==== Information supplied ====

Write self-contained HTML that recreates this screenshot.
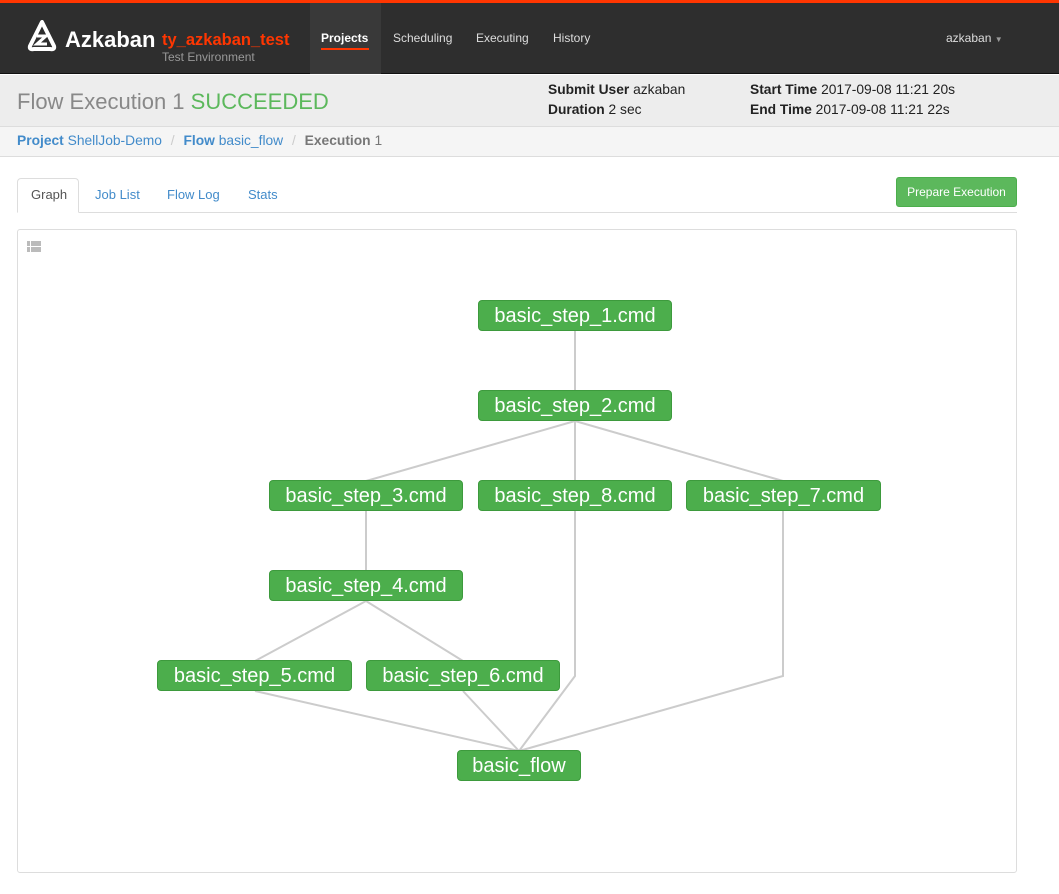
<!DOCTYPE html>
<html><head><style>
*{box-sizing:border-box;margin:0;padding:0}
body{width:1059px;height:894px;background:#fff;font-family:"Liberation Sans",Arial,sans-serif;position:relative;overflow:hidden}
.top{position:absolute;left:0;top:0;width:1059px;height:3px;background:#ff3601}
.nav{position:absolute;left:0;top:3px;width:1059px;height:71px;background:#2e2e2e;border-bottom:1px solid #111}
.nav a{position:absolute;top:28px;font-size:12px;color:#ddd}
.sub{position:absolute;left:0;top:75px;width:1059px;height:52px;background:#ededed;border-bottom:1px solid #ddd}
.bc{position:absolute;left:0;top:127px;width:1059px;height:30px;background:#f5f5f5;border-bottom:1px solid #ddd;font-size:14px;padding:6px 17px;color:#428bca}
.bc b{font-weight:bold}
.tabs{position:absolute;left:17px;top:212px;width:1000px;border-top:1px solid #ddd}
.tab{position:absolute;top:187px;font-size:13px;color:#428bca}
.graph{position:absolute;left:17px;top:229px;width:1000px;height:644px;border:1px solid #ddd;border-radius:3px}
.n{position:absolute;height:31px;background:#4cae4c;border:1px solid #3d9a3d;border-radius:4px;color:#fff;font-size:20px;text-align:center;line-height:30px;white-space:nowrap}
.ib{font-size:13.8px;color:#222;position:absolute}
</style></head><body>
<div class="top"></div>
<div class="nav">
<svg style="position:absolute;left:26px;top:17px" width="32" height="32" viewBox="0 0 32 32"><path d="M16 2 L4 26 Q3 30 8 29 L24 29 Q29 30 28 26 Z" fill="none" stroke="#fff" stroke-width="4" stroke-linejoin="round"/><path d="M11 16 L20 16 L11 24 L21 24" fill="none" stroke="#fff" stroke-width="3"/></svg>
<div style="position:absolute;left:65px;top:24px;font-size:22px;font-weight:bold;color:#fff">Azkaban</div>
<div style="position:absolute;left:162px;top:28px;font-size:16.5px;font-weight:bold;color:#ff3601">ty_azkaban_test</div>
<div style="position:absolute;left:162px;top:47px;font-size:12px;color:#999">Test Environment</div>
<div style="position:absolute;left:310px;top:0;width:71px;height:71px;background:#393939"></div>
<a style="left:321px;color:#fff;font-weight:bold">Projects</a>
<div style="position:absolute;left:321px;top:45px;width:48px;height:2px;background:#ff3601"></div>
<a style="left:393px">Scheduling</a>
<a style="left:476px">Executing</a>
<a style="left:553px">History</a>
<a style="left:946px">azkaban <span style="font-size:8px;color:#999">▼</span></a>
</div>
<div class="sub">
<div style="position:absolute;left:17px;top:14px;font-size:22px;color:#888">Flow Execution 1 <span style="color:#5cb85c">SUCCEEDED</span></div>
<div class="ib" style="left:548px;top:7px"><b>Submit User</b> azkaban</div>
<div class="ib" style="left:548px;top:27px"><b>Duration</b> 2 sec</div>
<div class="ib" style="left:750px;top:7px"><b>Start Time</b> 2017-09-08 11:21 20s</div>
<div class="ib" style="left:750px;top:27px"><b>End Time</b> 2017-09-08 11:21 22s</div>
</div>
<div class="bc" style="font-size:13.8px"><b>Project</b> ShellJob-Demo <span style="color:#ccc;margin:0 5px">/</span> <b>Flow</b> basic_flow <span style="color:#ccc;margin:0 5px">/</span> <span style="color:#777"><b>Execution</b> 1</span></div>
<div class="tabs"></div>
<div style="position:absolute;left:17px;top:178px;width:62px;height:35px;border:1px solid #ddd;border-bottom-color:#fff;border-radius:4px 4px 0 0;background:#fff"></div>
<div class="tab" style="left:31px;color:#555">Graph</div>
<div class="tab" style="left:95px">Job List</div>
<div class="tab" style="left:167px">Flow Log</div>
<div class="tab" style="left:248px">Stats</div>
<div style="position:absolute;left:896px;top:177px;width:121px;height:30px;background:#5cb85c;border:1px solid #4cae4c;border-radius:3px;color:#fff;font-size:12px;text-align:center;line-height:28px">Prepare Execution</div>
<div class="graph"></div>
<svg style="position:absolute;left:27px;top:241px" width="14" height="12"><rect x="0" y="0" width="3" height="5" fill="#bbb"/><rect x="4" y="0" width="10" height="5" fill="#bbb"/><rect x="0" y="6" width="3" height="5" fill="#bbb"/><rect x="4" y="6" width="10" height="5" fill="#bbb"/></svg>
<svg style="position:absolute;left:0;top:0" width="1059" height="894" fill="none" stroke="#ccc" stroke-width="2">
<path d="M575 331V391M575 421L366 481M575 421V481M575 421L783 481M366 511V571M366 601L255 661M366 601L463 661M575 511V676L519 751M783 511V676L519 751M255 691L519 751M463 691L519 751"/>
</svg>
<div class="n" style="left:478px;top:300px;width:194px">basic_step_1.cmd</div>
<div class="n" style="left:478px;top:390px;width:194px">basic_step_2.cmd</div>
<div class="n" style="left:269px;top:480px;width:194px">basic_step_3.cmd</div>
<div class="n" style="left:478px;top:480px;width:194px">basic_step_8.cmd</div>
<div class="n" style="left:686px;top:480px;width:195px">basic_step_7.cmd</div>
<div class="n" style="left:269px;top:570px;width:194px">basic_step_4.cmd</div>
<div class="n" style="left:157px;top:660px;width:195px">basic_step_5.cmd</div>
<div class="n" style="left:366px;top:660px;width:194px">basic_step_6.cmd</div>
<div class="n" style="left:457px;top:750px;width:124px">basic_flow</div>
</body></html>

====

> [Prompt] Repeat all of the data above word for word, minus the pictures.

> [Complete answer]
Write self-contained HTML that recreates this screenshot.
<!DOCTYPE html>
<html><head><style>
*{box-sizing:border-box;margin:0;padding:0}
body{width:1059px;height:894px;background:#fff;font-family:"Liberation Sans",Arial,sans-serif;position:relative;overflow:hidden}
.top{position:absolute;left:0;top:0;width:1059px;height:3px;background:#ff3601}
.nav{position:absolute;left:0;top:3px;width:1059px;height:71px;background:#2e2e2e;border-bottom:1px solid #111}
.nav a{position:absolute;top:28px;font-size:12px;color:#ddd}
.sub{position:absolute;left:0;top:75px;width:1059px;height:52px;background:#ededed;border-bottom:1px solid #ddd}
.bc{position:absolute;left:0;top:127px;width:1059px;height:30px;background:#f5f5f5;border-bottom:1px solid #ddd;font-size:14px;padding:6px 17px;color:#428bca}
.bc b{font-weight:bold}
.tabs{position:absolute;left:17px;top:212px;width:1000px;border-top:1px solid #ddd}
.tab{position:absolute;top:187px;font-size:13px;color:#428bca}
.graph{position:absolute;left:17px;top:229px;width:1000px;height:644px;border:1px solid #ddd;border-radius:3px}
.n{position:absolute;height:31px;background:#4cae4c;border:1px solid #3d9a3d;border-radius:4px;color:#fff;font-size:20px;text-align:center;line-height:30px;white-space:nowrap}
.ib{font-size:13.8px;color:#222;position:absolute}
</style></head><body>
<div class="top"></div>
<div class="nav">
<svg style="position:absolute;left:26px;top:17px" width="32" height="32" viewBox="0 0 32 32"><path d="M16 2 L4 26 Q3 30 8 29 L24 29 Q29 30 28 26 Z" fill="none" stroke="#fff" stroke-width="4" stroke-linejoin="round"/><path d="M11 16 L20 16 L11 24 L21 24" fill="none" stroke="#fff" stroke-width="3"/></svg>
<div style="position:absolute;left:65px;top:24px;font-size:22px;font-weight:bold;color:#fff">Azkaban</div>
<div style="position:absolute;left:162px;top:28px;font-size:16.5px;font-weight:bold;color:#ff3601">ty_azkaban_test</div>
<div style="position:absolute;left:162px;top:47px;font-size:12px;color:#999">Test Environment</div>
<div style="position:absolute;left:310px;top:0;width:71px;height:71px;background:#393939"></div>
<a style="left:321px;color:#fff;font-weight:bold">Projects</a>
<div style="position:absolute;left:321px;top:45px;width:48px;height:2px;background:#ff3601"></div>
<a style="left:393px">Scheduling</a>
<a style="left:476px">Executing</a>
<a style="left:553px">History</a>
<a style="left:946px">azkaban <span style="font-size:8px;color:#999">▼</span></a>
</div>
<div class="sub">
<div style="position:absolute;left:17px;top:14px;font-size:22px;color:#888">Flow Execution 1 <span style="color:#5cb85c">SUCCEEDED</span></div>
<div class="ib" style="left:548px;top:7px"><b>Submit User</b> azkaban</div>
<div class="ib" style="left:548px;top:27px"><b>Duration</b> 2 sec</div>
<div class="ib" style="left:750px;top:7px"><b>Start Time</b> 2017-09-08 11:21 20s</div>
<div class="ib" style="left:750px;top:27px"><b>End Time</b> 2017-09-08 11:21 22s</div>
</div>
<div class="bc" style="font-size:13.8px"><b>Project</b> ShellJob-Demo <span style="color:#ccc;margin:0 5px">/</span> <b>Flow</b> basic_flow <span style="color:#ccc;margin:0 5px">/</span> <span style="color:#777"><b>Execution</b> 1</span></div>
<div class="tabs"></div>
<div style="position:absolute;left:17px;top:178px;width:62px;height:35px;border:1px solid #ddd;border-bottom-color:#fff;border-radius:4px 4px 0 0;background:#fff"></div>
<div class="tab" style="left:31px;color:#555">Graph</div>
<div class="tab" style="left:95px">Job List</div>
<div class="tab" style="left:167px">Flow Log</div>
<div class="tab" style="left:248px">Stats</div>
<div style="position:absolute;left:896px;top:177px;width:121px;height:30px;background:#5cb85c;border:1px solid #4cae4c;border-radius:3px;color:#fff;font-size:12px;text-align:center;line-height:28px">Prepare Execution</div>
<div class="graph"></div>
<svg style="position:absolute;left:27px;top:241px" width="14" height="12"><rect x="0" y="0" width="3" height="5" fill="#bbb"/><rect x="4" y="0" width="10" height="5" fill="#bbb"/><rect x="0" y="6" width="3" height="5" fill="#bbb"/><rect x="4" y="6" width="10" height="5" fill="#bbb"/></svg>
<svg style="position:absolute;left:0;top:0" width="1059" height="894" fill="none" stroke="#ccc" stroke-width="2">
<path d="M575 331V391M575 421L366 481M575 421V481M575 421L783 481M366 511V571M366 601L255 661M366 601L463 661M575 511V676L519 751M783 511V676L519 751M255 691L519 751M463 691L519 751"/>
</svg>
<div class="n" style="left:478px;top:300px;width:194px">basic_step_1.cmd</div>
<div class="n" style="left:478px;top:390px;width:194px">basic_step_2.cmd</div>
<div class="n" style="left:269px;top:480px;width:194px">basic_step_3.cmd</div>
<div class="n" style="left:478px;top:480px;width:194px">basic_step_8.cmd</div>
<div class="n" style="left:686px;top:480px;width:195px">basic_step_7.cmd</div>
<div class="n" style="left:269px;top:570px;width:194px">basic_step_4.cmd</div>
<div class="n" style="left:157px;top:660px;width:195px">basic_step_5.cmd</div>
<div class="n" style="left:366px;top:660px;width:194px">basic_step_6.cmd</div>
<div class="n" style="left:457px;top:750px;width:124px">basic_flow</div>
</body></html>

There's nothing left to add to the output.